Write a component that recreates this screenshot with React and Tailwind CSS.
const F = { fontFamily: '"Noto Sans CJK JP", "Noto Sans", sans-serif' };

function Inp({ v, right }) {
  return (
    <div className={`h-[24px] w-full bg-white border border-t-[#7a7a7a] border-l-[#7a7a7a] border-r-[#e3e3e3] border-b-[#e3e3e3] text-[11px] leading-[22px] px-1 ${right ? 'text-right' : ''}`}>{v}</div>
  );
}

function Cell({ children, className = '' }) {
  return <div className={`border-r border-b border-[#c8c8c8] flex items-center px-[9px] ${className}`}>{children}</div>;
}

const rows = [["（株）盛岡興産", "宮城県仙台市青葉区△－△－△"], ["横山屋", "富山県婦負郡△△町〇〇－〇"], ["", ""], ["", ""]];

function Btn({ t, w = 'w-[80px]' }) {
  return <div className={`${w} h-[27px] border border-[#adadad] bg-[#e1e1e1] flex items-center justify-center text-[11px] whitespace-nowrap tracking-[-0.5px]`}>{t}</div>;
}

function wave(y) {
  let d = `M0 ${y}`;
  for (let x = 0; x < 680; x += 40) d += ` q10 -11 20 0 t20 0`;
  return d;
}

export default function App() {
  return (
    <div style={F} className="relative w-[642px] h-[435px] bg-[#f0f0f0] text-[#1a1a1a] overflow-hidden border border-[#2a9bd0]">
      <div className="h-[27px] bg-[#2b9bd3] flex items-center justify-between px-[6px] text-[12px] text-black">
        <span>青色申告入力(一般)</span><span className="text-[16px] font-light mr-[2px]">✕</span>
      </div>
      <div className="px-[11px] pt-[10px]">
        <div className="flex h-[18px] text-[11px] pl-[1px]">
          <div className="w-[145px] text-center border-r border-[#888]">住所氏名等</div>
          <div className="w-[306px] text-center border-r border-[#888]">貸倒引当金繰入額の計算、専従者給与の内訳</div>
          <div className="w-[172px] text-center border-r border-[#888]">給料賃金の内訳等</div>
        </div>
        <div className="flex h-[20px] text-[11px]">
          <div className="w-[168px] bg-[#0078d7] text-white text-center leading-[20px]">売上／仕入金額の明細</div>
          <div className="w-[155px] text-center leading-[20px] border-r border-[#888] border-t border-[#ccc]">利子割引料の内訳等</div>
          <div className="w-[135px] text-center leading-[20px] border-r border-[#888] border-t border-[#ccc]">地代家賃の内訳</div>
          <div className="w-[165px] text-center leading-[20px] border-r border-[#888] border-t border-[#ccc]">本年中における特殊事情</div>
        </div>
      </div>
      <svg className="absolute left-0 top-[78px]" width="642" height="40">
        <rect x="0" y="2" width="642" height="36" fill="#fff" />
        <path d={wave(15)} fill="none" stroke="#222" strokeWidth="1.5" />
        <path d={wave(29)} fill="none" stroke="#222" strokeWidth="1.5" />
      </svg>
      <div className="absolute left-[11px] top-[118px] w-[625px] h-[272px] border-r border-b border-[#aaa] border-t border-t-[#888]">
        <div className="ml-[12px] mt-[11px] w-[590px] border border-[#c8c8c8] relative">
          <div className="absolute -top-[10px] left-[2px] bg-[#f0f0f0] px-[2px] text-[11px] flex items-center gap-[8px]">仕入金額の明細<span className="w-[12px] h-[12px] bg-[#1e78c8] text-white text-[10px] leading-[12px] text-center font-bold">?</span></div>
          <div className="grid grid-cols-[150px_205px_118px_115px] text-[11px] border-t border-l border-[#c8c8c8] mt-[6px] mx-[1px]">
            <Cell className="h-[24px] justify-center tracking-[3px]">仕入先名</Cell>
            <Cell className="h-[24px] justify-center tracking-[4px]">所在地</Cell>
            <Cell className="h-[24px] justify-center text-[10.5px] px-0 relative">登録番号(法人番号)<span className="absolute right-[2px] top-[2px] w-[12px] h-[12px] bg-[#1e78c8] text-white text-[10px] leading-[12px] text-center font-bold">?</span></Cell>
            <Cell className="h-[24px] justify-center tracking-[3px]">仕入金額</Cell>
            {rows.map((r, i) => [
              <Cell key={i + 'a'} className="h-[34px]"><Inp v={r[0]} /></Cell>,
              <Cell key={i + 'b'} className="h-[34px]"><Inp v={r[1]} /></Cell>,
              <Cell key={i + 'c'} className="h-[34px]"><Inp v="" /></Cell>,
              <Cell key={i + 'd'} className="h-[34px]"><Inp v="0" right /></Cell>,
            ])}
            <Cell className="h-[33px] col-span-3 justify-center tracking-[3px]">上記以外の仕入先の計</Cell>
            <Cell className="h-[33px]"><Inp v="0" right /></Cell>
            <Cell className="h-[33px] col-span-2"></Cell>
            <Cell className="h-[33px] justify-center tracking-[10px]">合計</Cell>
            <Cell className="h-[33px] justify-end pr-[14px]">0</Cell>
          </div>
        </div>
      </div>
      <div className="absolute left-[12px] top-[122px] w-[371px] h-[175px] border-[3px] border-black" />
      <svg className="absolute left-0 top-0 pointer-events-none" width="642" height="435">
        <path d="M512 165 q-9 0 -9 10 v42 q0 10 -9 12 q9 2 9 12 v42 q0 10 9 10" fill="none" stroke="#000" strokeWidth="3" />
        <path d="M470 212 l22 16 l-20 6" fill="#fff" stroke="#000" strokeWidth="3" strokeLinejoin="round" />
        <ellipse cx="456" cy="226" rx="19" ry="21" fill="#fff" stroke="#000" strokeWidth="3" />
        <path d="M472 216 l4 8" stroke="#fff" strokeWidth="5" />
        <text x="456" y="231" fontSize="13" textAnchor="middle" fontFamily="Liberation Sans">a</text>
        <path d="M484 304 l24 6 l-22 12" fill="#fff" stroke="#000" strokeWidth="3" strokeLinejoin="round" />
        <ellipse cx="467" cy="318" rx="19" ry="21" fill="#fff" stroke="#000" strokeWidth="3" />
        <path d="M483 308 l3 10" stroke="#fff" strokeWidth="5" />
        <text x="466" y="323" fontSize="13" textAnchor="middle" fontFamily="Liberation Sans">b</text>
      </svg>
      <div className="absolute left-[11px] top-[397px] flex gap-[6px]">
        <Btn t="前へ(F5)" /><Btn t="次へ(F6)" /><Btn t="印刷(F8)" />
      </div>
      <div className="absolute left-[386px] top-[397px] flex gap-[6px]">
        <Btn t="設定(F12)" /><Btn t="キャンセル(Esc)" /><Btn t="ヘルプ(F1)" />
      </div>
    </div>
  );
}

### Task prompt
Set down the listing in full, keeping every word exactly as it is.

### Finished task
Write a component that recreates this screenshot with React and Tailwind CSS.
const F = { fontFamily: '"Noto Sans CJK JP", "Noto Sans", sans-serif' };

function Inp({ v, right }) {
  return (
    <div className={`h-[24px] w-full bg-white border border-t-[#7a7a7a] border-l-[#7a7a7a] border-r-[#e3e3e3] border-b-[#e3e3e3] text-[11px] leading-[22px] px-1 ${right ? 'text-right' : ''}`}>{v}</div>
  );
}

function Cell({ children, className = '' }) {
  return <div className={`border-r border-b border-[#c8c8c8] flex items-center px-[9px] ${className}`}>{children}</div>;
}

const rows = [["（株）盛岡興産", "宮城県仙台市青葉区△－△－△"], ["横山屋", "富山県婦負郡△△町〇〇－〇"], ["", ""], ["", ""]];

function Btn({ t, w = 'w-[80px]' }) {
  return <div className={`${w} h-[27px] border border-[#adadad] bg-[#e1e1e1] flex items-center justify-center text-[11px] whitespace-nowrap tracking-[-0.5px]`}>{t}</div>;
}

function wave(y) {
  let d = `M0 ${y}`;
  for (let x = 0; x < 680; x += 40) d += ` q10 -11 20 0 t20 0`;
  return d;
}

export default function App() {
  return (
    <div style={F} className="relative w-[642px] h-[435px] bg-[#f0f0f0] text-[#1a1a1a] overflow-hidden border border-[#2a9bd0]">
      <div className="h-[27px] bg-[#2b9bd3] flex items-center justify-between px-[6px] text-[12px] text-black">
        <span>青色申告入力(一般)</span><span className="text-[16px] font-light mr-[2px]">✕</span>
      </div>
      <div className="px-[11px] pt-[10px]">
        <div className="flex h-[18px] text-[11px] pl-[1px]">
          <div className="w-[145px] text-center border-r border-[#888]">住所氏名等</div>
          <div className="w-[306px] text-center border-r border-[#888]">貸倒引当金繰入額の計算、専従者給与の内訳</div>
          <div className="w-[172px] text-center border-r border-[#888]">給料賃金の内訳等</div>
        </div>
        <div className="flex h-[20px] text-[11px]">
          <div className="w-[168px] bg-[#0078d7] text-white text-center leading-[20px]">売上／仕入金額の明細</div>
          <div className="w-[155px] text-center leading-[20px] border-r border-[#888] border-t border-[#ccc]">利子割引料の内訳等</div>
          <div className="w-[135px] text-center leading-[20px] border-r border-[#888] border-t border-[#ccc]">地代家賃の内訳</div>
          <div className="w-[165px] text-center leading-[20px] border-r border-[#888] border-t border-[#ccc]">本年中における特殊事情</div>
        </div>
      </div>
      <svg className="absolute left-0 top-[78px]" width="642" height="40">
        <rect x="0" y="2" width="642" height="36" fill="#fff" />
        <path d={wave(15)} fill="none" stroke="#222" strokeWidth="1.5" />
        <path d={wave(29)} fill="none" stroke="#222" strokeWidth="1.5" />
      </svg>
      <div className="absolute left-[11px] top-[118px] w-[625px] h-[272px] border-r border-b border-[#aaa] border-t border-t-[#888]">
        <div className="ml-[12px] mt-[11px] w-[590px] border border-[#c8c8c8] relative">
          <div className="absolute -top-[10px] left-[2px] bg-[#f0f0f0] px-[2px] text-[11px] flex items-center gap-[8px]">仕入金額の明細<span className="w-[12px] h-[12px] bg-[#1e78c8] text-white text-[10px] leading-[12px] text-center font-bold">?</span></div>
          <div className="grid grid-cols-[150px_205px_118px_115px] text-[11px] border-t border-l border-[#c8c8c8] mt-[6px] mx-[1px]">
            <Cell className="h-[24px] justify-center tracking-[3px]">仕入先名</Cell>
            <Cell className="h-[24px] justify-center tracking-[4px]">所在地</Cell>
            <Cell className="h-[24px] justify-center text-[10.5px] px-0 relative">登録番号(法人番号)<span className="absolute right-[2px] top-[2px] w-[12px] h-[12px] bg-[#1e78c8] text-white text-[10px] leading-[12px] text-center font-bold">?</span></Cell>
            <Cell className="h-[24px] justify-center tracking-[3px]">仕入金額</Cell>
            {rows.map((r, i) => [
              <Cell key={i + 'a'} className="h-[34px]"><Inp v={r[0]} /></Cell>,
              <Cell key={i + 'b'} className="h-[34px]"><Inp v={r[1]} /></Cell>,
              <Cell key={i + 'c'} className="h-[34px]"><Inp v="" /></Cell>,
              <Cell key={i + 'd'} className="h-[34px]"><Inp v="0" right /></Cell>,
            ])}
            <Cell className="h-[33px] col-span-3 justify-center tracking-[3px]">上記以外の仕入先の計</Cell>
            <Cell className="h-[33px]"><Inp v="0" right /></Cell>
            <Cell className="h-[33px] col-span-2"></Cell>
            <Cell className="h-[33px] justify-center tracking-[10px]">合計</Cell>
            <Cell className="h-[33px] justify-end pr-[14px]">0</Cell>
          </div>
        </div>
      </div>
      <div className="absolute left-[12px] top-[122px] w-[371px] h-[175px] border-[3px] border-black" />
      <svg className="absolute left-0 top-0 pointer-events-none" width="642" height="435">
        <path d="M512 165 q-9 0 -9 10 v42 q0 10 -9 12 q9 2 9 12 v42 q0 10 9 10" fill="none" stroke="#000" strokeWidth="3" />
        <path d="M470 212 l22 16 l-20 6" fill="#fff" stroke="#000" strokeWidth="3" strokeLinejoin="round" />
        <ellipse cx="456" cy="226" rx="19" ry="21" fill="#fff" stroke="#000" strokeWidth="3" />
        <path d="M472 216 l4 8" stroke="#fff" strokeWidth="5" />
        <text x="456" y="231" fontSize="13" textAnchor="middle" fontFamily="Liberation Sans">a</text>
        <path d="M484 304 l24 6 l-22 12" fill="#fff" stroke="#000" strokeWidth="3" strokeLinejoin="round" />
        <ellipse cx="467" cy="318" rx="19" ry="21" fill="#fff" stroke="#000" strokeWidth="3" />
        <path d="M483 308 l3 10" stroke="#fff" strokeWidth="5" />
        <text x="466" y="323" fontSize="13" textAnchor="middle" fontFamily="Liberation Sans">b</text>
      </svg>
      <div className="absolute left-[11px] top-[397px] flex gap-[6px]">
        <Btn t="前へ(F5)" /><Btn t="次へ(F6)" /><Btn t="印刷(F8)" />
      </div>
      <div className="absolute left-[386px] top-[397px] flex gap-[6px]">
        <Btn t="設定(F12)" /><Btn t="キャンセル(Esc)" /><Btn t="ヘルプ(F1)" />
      </div>
    </div>
  );
}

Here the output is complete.